Maybe I am living in the past, or back down south or in the midwest... In any case, I don't get it. I have a had a few long-term relationships here, but for the most part it's been this series of "love moments." Punctuated by inexplicable disappearing acts or sudden shifts into the friendship, buddy, or flirt buddy zone.

I don't do "hook-ups" or "fwb's." That might explain it, but I think there is something going on here that is more about the culture. I don't have this problem anywhere else. Help me shed some light on this. Thanks.
We are a city on the move. We are all androids moving around rapidly seeking the fastest, quickest, most sensually gratifying way to satisfy our appetites while we strive to squeeze out every last bit from the imagined or real path to achieving the pinnacle of material success in this the most glorified and celebrated of cities nationally and universally. We're constantly on the go, chasing that work deadline, grabbing that quick sandwich and coffee from the street vendor for lunch and dinner, rushing back to our desks, working long hours.

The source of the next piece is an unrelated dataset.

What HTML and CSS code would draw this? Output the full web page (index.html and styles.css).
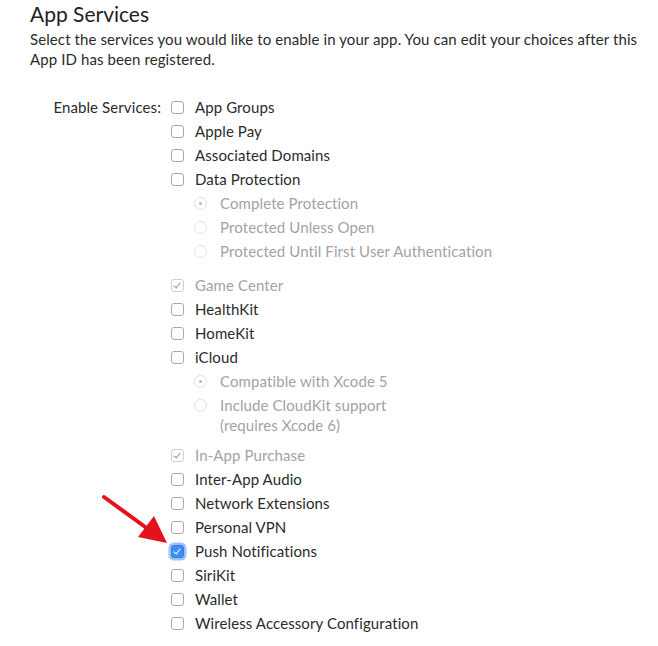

We can only afford ourselves so little of a breather socially so we must cut corners and find the easiest and most direct route of going from Point A to B. Sometimes that movement is to satisfy our primal urges and we do not have time to romanticize, to romance, to whisper all the ahs and sweet nothings that would normally sustain long-lasting relationships. It's like slam bang - a movie, to bed, see ya later. And sometimes that later never materializes and we're back at work or at home pouring over our financial documents seeking ways to make that extra buck before another hair turns gray or another love handle unexpectedly shows up on out tired bodies and fatigued souls.

Oh, NYC is fantastic for its breathtaking pace, its opportunities to educate, be educated, to advance professionally, to enlarge one's coffers.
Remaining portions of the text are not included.